How does a company qualify?
- On January 4, 2014
- By admin-nz
For its investors to be able to claim and keep the Seed Enterprise Investment Scheme (SEIS) tax reliefs relating to their shares, the company which issues the shares has to meet a number of requirements. Some of these apply only at the time the relevant shares are issued. Others must be met continuously, either for the whole of the period from date of incorporation to the third anniversary of the date of issue of the shares, or in some cases, from date of issue of the shares to the third anniversary of their issue. If the company ceases to meet one or more of those conditions, investors may have their tax relief withdrawn.

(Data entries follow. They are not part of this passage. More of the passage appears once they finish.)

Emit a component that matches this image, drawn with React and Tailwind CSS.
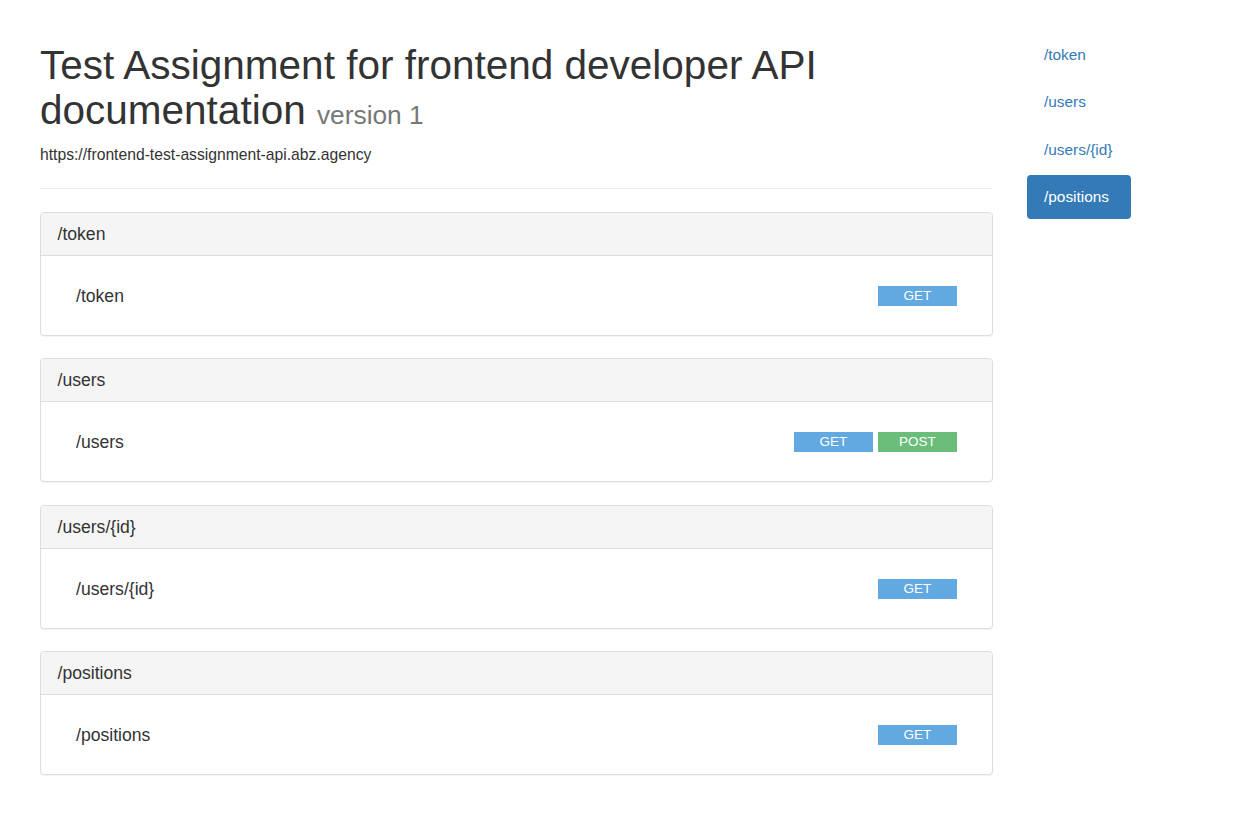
import React from "react";

const sections = [
  { name: "/token", methods: ["GET"] },
  { name: "/users", methods: ["GET", "POST"] },
  { name: "/users/{id}", methods: ["GET"] },
  { name: "/positions", methods: ["GET"] },
];

const methodColor = {
  GET: "bg-[#62a9e2]",
  POST: "bg-[#6bbd7a]",
};

const Panel = ({ name, methods }) => (
  <div className="mb-[22.4px] rounded-[4px] border border-[#ddd] bg-white shadow-[0_1px_1px_rgba(0,0,0,0.05)]">
    <div className="h-[43px] flex items-center px-[16.5px] bg-[#f5f5f5] border-b border-[#ddd] rounded-t-[4px] text-[17.6px] text-[#333]">
      {name}
    </div>
    <div className="h-[79px] flex items-center justify-between pl-[35px] pr-[35px] pt-[1px]">
      <span className="text-[17.6px] text-[#333]">{name}</span>
      <div className="flex gap-[5px]">
        {methods.map((m) => (
          <span
            key={m}
            className={`${methodColor[m]} w-[79px] h-[20px] flex items-center justify-center text-[13.5px] text-white`}
          >
            {m}
          </span>
        ))}
      </div>
    </div>
  </div>
);

export default function App() {
  return (
    <div className="min-h-[821px] bg-white font-['Liberation_Sans',Arial,sans-serif] text-[#333] flex px-[40px]">
      {/* main column */}
      <main className="w-[953px] shrink-0 pt-[43px]">
        <h1 className="text-[40.5px] leading-[1.1] text-[#333]">
          Test Assignment for frontend developer API documentation{" "}
          <small className="text-[26.3px] text-[#777]">version 1</small>
        </h1>
        <p className="mt-[12px] text-[15.7px] leading-[22px]">
          https://frontend-test-assignment-api.abz.agency
        </p>
        <hr className="mt-[22px] mb-[23px] border-0 border-t border-[#eee]" />
        {sections.map((s) => (
          <Panel key={s.name} {...s} />
        ))}
      </main>

      {/* side nav */}
      <nav className="ml-[34px] pt-[33px] w-[170px]">
        <ul className="flex flex-col gap-[3.4px]">
          {sections.map((s, i) => {
            const active = i === sections.length - 1;
            return (
              <li key={s.name}>
                <a
                  className={
                    active
                      ? "inline-block h-[44px] leading-[44px] px-[17px] w-[104px] rounded-[4px] bg-[#337ab7] text-white text-[15.4px]"
                      : "inline-block h-[44px] leading-[44px] px-[17px] text-[#337ab7] text-[15.4px]"
                  }
                >
                  {s.name}
                </a>
              </li>
            );
          })}
        </ul>
      </nav>
    </div>
  );
}
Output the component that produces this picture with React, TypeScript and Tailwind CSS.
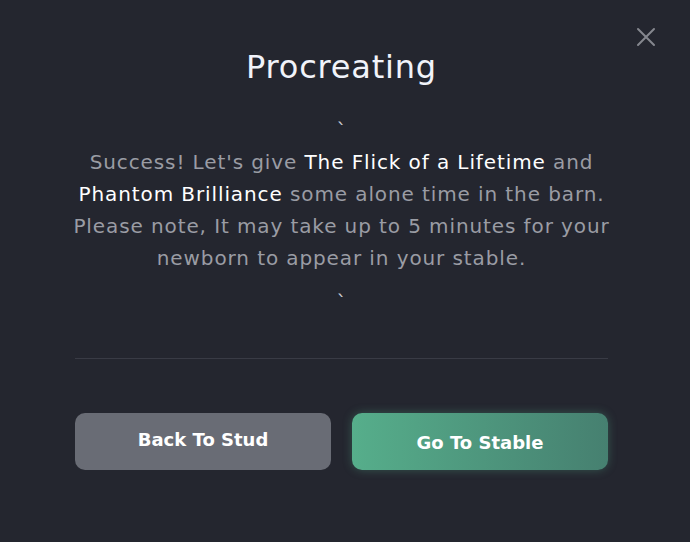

Finally, there are requirements as to how the company must use the monies it has raised via the issue of relevant shares.
On this page:
- Requirements to be met at the time of issue of the shares
- Requirements to be met continuously from date of incorporation
- Requirements to be met continuously from date of issue of shares
- How the money raised by the relevant share issue must be used
- Which trades qualify?
- the company must be unquoted at the time of issue of the shares. That means its shares cannot be listed on the London Stock Exchange or any other recognised stock exchange. It may become quoted later without the investors losing tax relief, but not if there were arrangements for it to become quoted in existence when the shares were issued. For the Seed Enterprise Investment Scheme (SEIS) rules the Alternative Investment Market (AIM) and the PLUS Markets (with the exception of PLUS-listed) are not considered to be recognised exchanges, so a company listed on those markets can raise money under the SEIS if it satisfies all the other conditions. The PLUS-listed market is regarded as a recognised stock exchange and shares listed on that market at the time of issue will not qualify for SEIS
- it must have fewer than 25 employees. If the company is the parent company of a group, that figure applies to the whole group
- it must have no more than £200,000 in gross assets. If the company is the parent company of a group, that figure applies to total of the gross assets of the company and its subsidiaries. Shares in, and loans to, subsidiaries, are ignored for this purpose
- the company must not have had any investment from a Venture Capital Trust (VCT), or issued any shares in respect of which it has submitted an EIS compliance statement
- the company is restricted as to the amount of money it may raise under SEIS. It may not receive more than £150,000 in total under the scheme. That figure of £150,000 must also take account of any other State Aid received by the company in the three years preceding the relevant share issue which is de minimis aid according to EU regulations. (HMRC would not expect this to be common and if the company has had any such de minimis State Aid it will have been advised accordingly by the body responsible for administering that aid). If the relevant issue of shares takes the total over £150,000, then the excess will not qualify for relief
- any trade being carried on by the company at the date of issue of the relevant shares, must be less than 2 years old at that date. That condition applies whether the trade was first begun by the company, or whether it was first begun by another person who then transferred it to the company. (Please note: the company need not have started trading when it issues the shares)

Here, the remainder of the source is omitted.